The sensor cell measures the difference between the oxygen concentration in the gas sample chamber and the oxygen concentration in the outside air from the reference air channel. A small voltage is generated across the sensor, which is proportional to the air-fuel ratio in the sample chamber. At stoichiometric ratio (14.7 lbs. of dry air to 1 part fuel), the corresponding open circuit voltage at the sensor cell is 450 mV. If the stoichiometric ratio in the sampler chamber is higher than 1 (excess air) a lower voltage is produced. If the stoichiometric ratio is lower than 1 (insufficient air) a higher voltage is produced.

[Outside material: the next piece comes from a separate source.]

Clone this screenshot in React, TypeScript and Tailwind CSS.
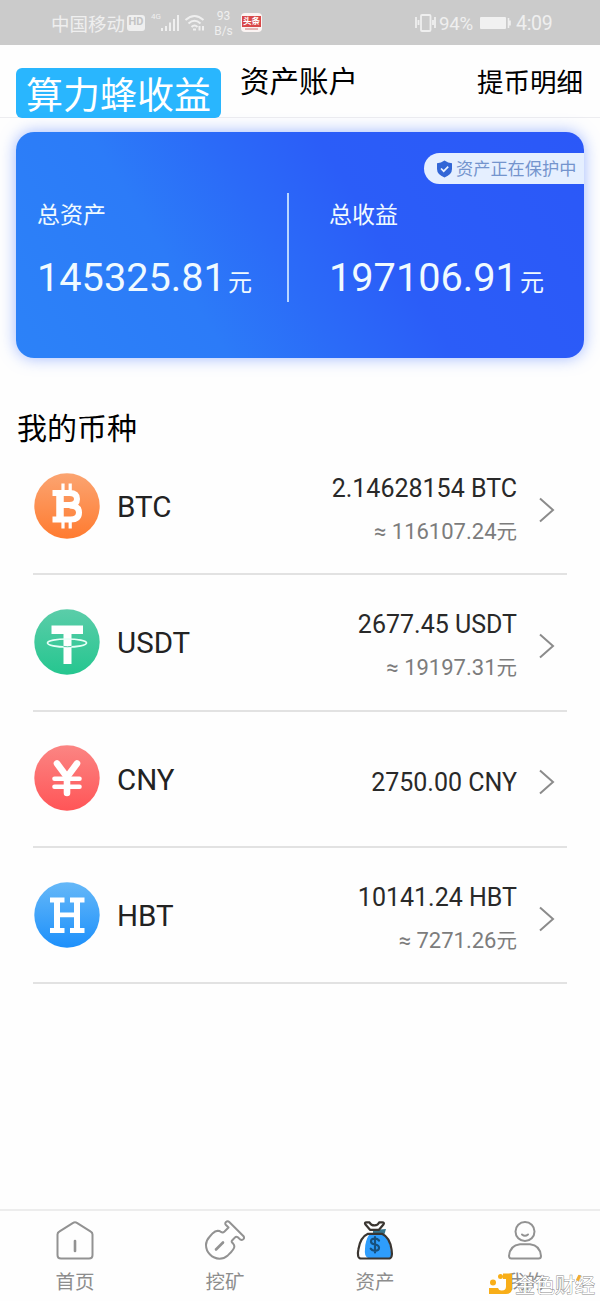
import type { ReactNode } from 'react';

function CoinDisc({ id, from, to, children }: { id: string; from: string; to: string; children: ReactNode }) {
  return (
    <svg className="mb-px ml-[0.5px] size-[66px] shrink-0" viewBox="0 0 66 66" fill="none">
      <defs>
        <linearGradient id={id} x1="0" y1="0" x2="0" y2="1">
          <stop offset="0" stopColor={from} />
          <stop offset="1" stopColor={to} />
        </linearGradient>
      </defs>
      <circle cx="33" cy="33" r="32.7" fill={`url(#${id})`} />
      {children}
    </svg>
  );
}

function BtcIcon() {
  return (
    <CoinDisc id="btc" from="#fba471" to="#ff7b30">
      <g stroke="#fff">
        <path d="M29 10.5v8M36.200 10.500v8M29 47v8.500M36.200 47v8.500" strokeWidth="3.200" />
        <path d="M18.500 20H35.500q7.500 0 7.500 6 0 6-7.500 6h-9M35.500 32.500q9.500 0 9.500 7 0 7-8.500 7H18.500" strokeWidth="6" />
        <path d="M26 19v29" strokeWidth="7.500" />
      </g>
    </CoinDisc>
  );
}

function UsdtIcon() {
  return (
    <CoinDisc id="usdt" from="#5bcda9" to="#25c68f">
      <path d="M17.500 16.500h31.500v8.500H37.500v30h-8V25H17.500z" fill="#fff" />
      <ellipse cx="33" cy="34" rx="19.500" ry="4" stroke="#e5fff6" strokeWidth="1.700" />
      <path d="M29.500 37.400q4 .6 8 0" stroke="#65c9aa" strokeWidth="1" />
    </CoinDisc>
  );
}

function CnyIcon() {
  return (
    <CoinDisc id="cny" from="#fb8583" to="#ff5557">
      <g stroke="#fff" strokeLinecap="round" strokeLinejoin="round">
        <path d="M23 18.500 33 32l10-13.500M33 32v16" strokeWidth="6.600" />
        <path d="M20.500 33.700h25M20.500 41.700h25" strokeWidth="4.600" />
      </g>
    </CoinDisc>
  );
}

function HbtIcon() {
  return (
    <CoinDisc id="hbt" from="#65b8f8" to="#1d90fb">
      <g stroke="#fff">
        <path d="M23 17v32M43 17v32" strokeWidth="6" />
        <path d="M16 18h14.500M36 18h14.500M16 48.500h14.500M36 48.500h14.500M23 32.800h20" strokeWidth="4.800" />
      </g>
    </CoinDisc>
  );
}

const coins = [
  { name: 'BTC', amount: '2.14628154 BTC', value: '116107.24', icon: <BtcIcon /> },
  { name: 'USDT', amount: '2677.45 USDT', value: '19197.31', icon: <UsdtIcon /> },
  { name: 'CNY', amount: '2750.00 CNY', value: '', icon: <CnyIcon /> },
  { name: 'HBT', amount: '10141.24 HBT', value: '7271.26', icon: <HbtIcon /> },
];

function StatusBar() {
  return (
    <div className="flex h-[45px] shrink-0 items-center bg-[#cbcbcb] pl-[51px] text-[#efefef]">
      <span className="mt-[5px] w-[76px] text-[18.500px] leading-none">中国移动</span>
      <span className="flex h-4 w-[18px] items-center justify-center rounded-[3px] bg-[#efefef] text-[11px] font-bold text-[#c4c4c4]">HD</span>
      <span className="mb-3 ml-1.5 w-[9px] text-[8px] leading-none">4G</span>
      <svg className="h-[18px] w-[20px]" viewBox="0 0 20 18" stroke="#efefef" strokeWidth="2">
        <path d="M2 14v3M6 12v5M10 8.500V17M14 5v12M18 1v16" />
      </svg>
      <svg className="ml-[4px] h-[18px] w-[22px]" viewBox="0 0 22 18" fill="none" stroke="#efefef" strokeWidth="2">
        <path d="M1.500 6q9-8 18 0M4.500 9.500q6-5.500 12 0M7.500 13q3-3 6 0" />
        <path d="M9 15.500h3M15.500 12v4.500M19 12v4.500" />
      </svg>
      <span className="ml-[7px] mt-[2px] w-[21px] text-center text-[12px] leading-[15px]">93<br />B/s</span>
      <span className="ml-[7px] flex h-[19px] w-[21px] flex-col overflow-hidden rounded-[4px] bg-[#fbf4f3]">
        <span className="mx-px mt-[3px] flex h-[11px] items-center justify-center bg-[#d84849] text-[8.500px] font-bold leading-none text-white">头条</span>
        <span className="mx-1 mt-px h-0.5 bg-[#e5b7b5]" />
      </span>
      <svg className="ml-[153px] h-[18px] w-[24px]" viewBox="0 0 24 18" fill="none" stroke="#efefef" strokeWidth="1.800">
        <rect x="6" y="1" width="9.500" height="16" rx="1" />
        <path d="M1 3v11M3.500 6v5M18 6v5M20 3v11" />
      </svg>
      <span className="mt-[3px] w-[41px] text-[18.700px] tracking-[-0.3px]">94%</span>
      <svg className="h-3 w-[32px]" viewBox="0 0 32 12">
        <rect width="26" height="12" rx="1" fill="#f1f1f1" />
        <path d="M28.500 1v10M30 3.500v5" stroke="#efefef" strokeWidth="1.600" />
      </svg>
      <span className="ml-[4px] mt-[3px] text-[19.500px] tracking-[-0.3px]">4:09</span>
    </div>
  );
}

function Balance({ label, amount }: { label: string; amount: string }) {
  return (
    <div className="text-[#f0faff]">
      <div className="pt-[2px] text-[23px] leading-[30px]">{label}</div>
      <div className="mt-[22px] flex items-baseline whitespace-nowrap leading-[50px]">
        <span className="text-[39.700px]">{amount}</span>
        <span className="ml-[2px] text-[24px]">元</span>
      </div>
    </div>
  );
}

function HomeIcon() {
  return (
    <svg className="size-10" viewBox="0 0 40 40" fill="none" stroke="#929292" strokeWidth="2" strokeLinecap="round" strokeLinejoin="round">
      <path d="M18.500 2.700q1.500-1 3 0l14.300 8.900q1.700 1 1.700 3V35q0 3.500-3.500 3.500H6q-3.500 0-3.500-3.500V14.600q0-2 1.700-3z" />
      <path d="M20 21v10" strokeWidth="2.600" />
    </svg>
  );
}

function ShovelIcon() {
  return (
    <svg className="size-10" viewBox="0 0 40 40" fill="none" stroke="#929292" strokeWidth="2" strokeLinecap="round" strokeLinejoin="round">
      <path d="M12.700 10.700q2 0 3.300 1.200 1.800 1.200 3.500-.4L23.500 7.500 21 5q-1.500-1.700 0-3 1.700-1.500 3.500.2L38.300 16q1.500 1.800.2 3-1.300 1.700-3.500.3l-2.500-2.200q-1.300-.8-2.500.3l-2.700 2.800q-1.300 1.400 0 2.600l1 1q1.600 1.800.7 4.200-.8 2-3 4.200l-3.200 3.200Q19 38.700 14.500 38.700 9 38.500 5 34.500 1 30.500 1 25q0-4.500 3.800-8.500l3-3.300q2.200-2.200 4.900-2.500z" />
      <path d="m11 29.500 7-7" strokeWidth="2.600" />
    </svg>
  );
}

function MoneyBagIcon() {
  return (
    <svg className="size-10" viewBox="0 0 40 40" fill="none" strokeLinecap="round" strokeLinejoin="round">
      <path d="M14.500 14H29l5.500 9 2 12q0 3-3 3H13q-4-2-3-9 0-8 4.500-15z" fill="#2e9dfc" />
      <path d="M18 10 31 9l-1.500 5H18z" fill="#35758e" />
      <path d="M15 9.800 10.500 4.500Q9 2.400 11.500 2.400h3q1.500 3 5 3t4.700-3h3q2.700 0 1.200 2.100L24 9.800zM13 13.800H27q8 3.700 9.600 16.200.6 4 0 6.200-.7 2.300-3 2.300H6.200q-2.300 0-3-2.300-.7-2.800.2-7Q5.500 17 13 13.800z" stroke="#3a3530" strokeWidth="2.200" />
      <path d="M24 20.500q-1.500-2-4-2-4 0-4 3 0 2.500 4 3t4 3.300q0 3-4 3-3 0-4.300-2.200M20 17v15.500" stroke="#17507d" strokeWidth="2.200" />
    </svg>
  );
}

function ProfileIcon() {
  return (
    <svg className="size-10" viewBox="0 0 40 40" fill="none" stroke="#929292" strokeWidth="2" strokeLinecap="round" strokeLinejoin="round">
      <circle cx="20" cy="11.500" r="9.500" />
      <path d="M17 14.500q3 2.500 6 0M15 24.300h10q10 1 11 11.700 0 2.500-2.500 2.500h-27Q4 38.500 4 36q1-10.700 11-11.700z" />
    </svg>
  );
}

const tabs = [
  { label: '首页', icon: <HomeIcon /> },
  { label: '挖矿', icon: <ShovelIcon /> },
  { label: '资产', icon: <MoneyBagIcon /> },
  { label: '我的', icon: <ProfileIcon /> },
];

export default function App() {
  return (
    <div className="relative flex h-[1301px] w-[600px] flex-col overflow-hidden bg-[#fefefe] font-[Roboto,'Noto_Sans_CJK_SC',sans-serif]">
      <StatusBar />
      <header className="flex h-[73px] shrink-0 items-start border-b border-[#ededf0] pl-[16px] pr-[17px]">
        <div className="mt-[23px] flex h-[50px] w-[205px] items-center justify-center rounded-[6px] bg-[#29b6fe] pt-[6px] text-[37px] leading-none text-white">算力蜂收益</div>
        <h1 className="ml-[19px] mt-[17px] text-[29.500px] leading-[40px] text-black">资产账户</h1>
        <span className="ml-auto mt-[18px] text-[26.500px] leading-[40px] text-black">提币明细</span>
      </header>

      <section className="relative mx-[16px] mt-[14px] flex h-[226px] shrink-0 rounded-[18px] bg-[linear-gradient(58deg,#2c82f8_0%,#2c7bf8_30%,#2b6bf8_46%,#2b5df8_62%,#2b58f8_100%)] pt-[67px] shadow-[0_0_16px_rgba(80,125,255,0.55)]">
        <div className="w-[271px] pl-[21px]"><Balance label="总资产" amount="145325.81" /></div>
        <div className="-mt-[6px] h-[109px] w-[2px] bg-[#b9d6ff]" />
        <div className="pl-[40px]"><Balance label="总收益" amount="197106.91" /></div>
        <div className="absolute right-0 top-[21px] flex h-[31px] w-[160px] items-center rounded-l-full bg-[#e5efff] pl-[12px] text-[17.200px] text-[#7494cd]">
          <svg className="mr-[3px] h-[18px] w-[17px] shrink-0" viewBox="0 0 17 18" fill="none">
            <path d="M8.500.5q3.500 2.500 7.500 2.700V9q0 5.500-7.500 8.500Q1 14.500 1 9V3.200Q5 3 8.500.500z" fill="#3266d6" />
            <path d="m5 8.500 2.700 2.700 4.500-4.500" stroke="#eaf3ff" strokeWidth="1.700" />
          </svg>
          <span className="mt-[2px] whitespace-nowrap">资产正在保护中</span>
        </div>
      </section>

      <h2 className="ml-[17px] mt-[51px] text-[30px] leading-[40px] text-black">我的币种</h2>
      <div className="mx-[33px] mt-[-10px] flex flex-col">
        {coins.map((coin) => (
          <div key={coin.name} className="flex h-[136.300px] items-center border-b-2 border-[#e2e2e2]">
            {coin.icon}
            <span className="ml-[17.500px] mt-[2px] text-[29.500px] text-[#222]">{coin.name}</span>
            <div className="ml-auto mt-[9px] text-right">
              <div className="text-[25px] leading-[36px] text-[#292929]">{coin.amount}</div>
              {coin.value && (
                <div className="mt-[7px] text-[22px] leading-[36px] text-[#7c7c7c]">≈ {coin.value}<span className="text-[20.500px]">元</span></div>
              )}
            </div>
            <svg className="ml-[21px] mr-[12px] mt-[7px] h-[26px] w-[17px]" viewBox="0 0 17 26" fill="none" stroke="#8b8b8b" strokeWidth="2">
              <path d="m2 1.500 13 11.500L2 24.500" />
            </svg>
          </div>
        ))}
      </div>

      <nav className="mt-auto grid h-[92px] shrink-0 grid-cols-4 border-t-2 border-[#ededed]">
        {tabs.map((tab) => (
          <div key={tab.label} className="flex flex-col items-center pt-[9px]">
            {tab.icon}
            <span className="mt-[9px] text-[19.500px] leading-[28px] text-[#8d8d8d]">{tab.label}</span>
          </div>
        ))}
      </nav>

      <div className="absolute bottom-[2px] right-[5px] flex items-center">
        <svg className="mb-[4px] h-[22px] w-[24px]" viewBox="0 0 24 22" fill="#f8ae18">
          <path d="M14 .5h9V15q0 6-6 6H0v-6h9q1 3 4 2.500 4 0 4-4V6h-3z" />
          <circle cx="11.500" cy="3.500" r="2.500" />
          <circle cx="4" cy="9.500" r="3" />
        </svg>
        <span className="ml-[2px] text-[20px] leading-[24px] text-white [-webkit-text-stroke:0.9px_#8c8c8c] [paint-order:stroke_fill]">金色财经</span>
        <span className="absolute right-[15px] top-[2px] h-[6px] w-[3px] rotate-[25deg] bg-[#f1ad32]" />
      </div>
    </div>
  );
}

The ECM uses this voltage signal to determine how and when to run the oxygen pump cell. The goal of the ECM is to modulate the pumping current through the pump cell to always maintain stoichiometric air-fuel ratio (14.7 to 1) in the gas sample chamber. When stoichiometry is reached, there is no current flowing to the oxygen pump.

High Excess Air Mode
When the exhaust gas is too lean, the oxygen concentration in the gas sample chamber is high. The sensor cell measures the difference between the oxygen concentrations in the sampler chamber and the reference air channel. A voltage lower than 450mV is generated across the sensor cell, which is proportional to the air-fuel ratio in the sample chamber. The ECM compares the sensor cell voltage with the reference voltage (V Ref), which corresponds to the stoichiometric point voltage. Since sensor cell voltage is lower than V Ref, the ECM determines a lean condition exists. Am amplifier applies an appropriate voltage to the pump cell to transfer oxygen from the gas sample chamber

Low Excess Air Mode
With low excess air mode, the oxygen concentration in the gas sample chamber is low. The sensor cell measures the difference between oxygen concentrations in the gas sample chamber and the reference air channel. A voltage higher than 450 mV is generated across the sensor cell, which is proportional to the air-fuel ratio in the sample chamber. The ECM determines a low excess air condition exists. The polarity of the pump cell is reversed and so is the direction of the current flow.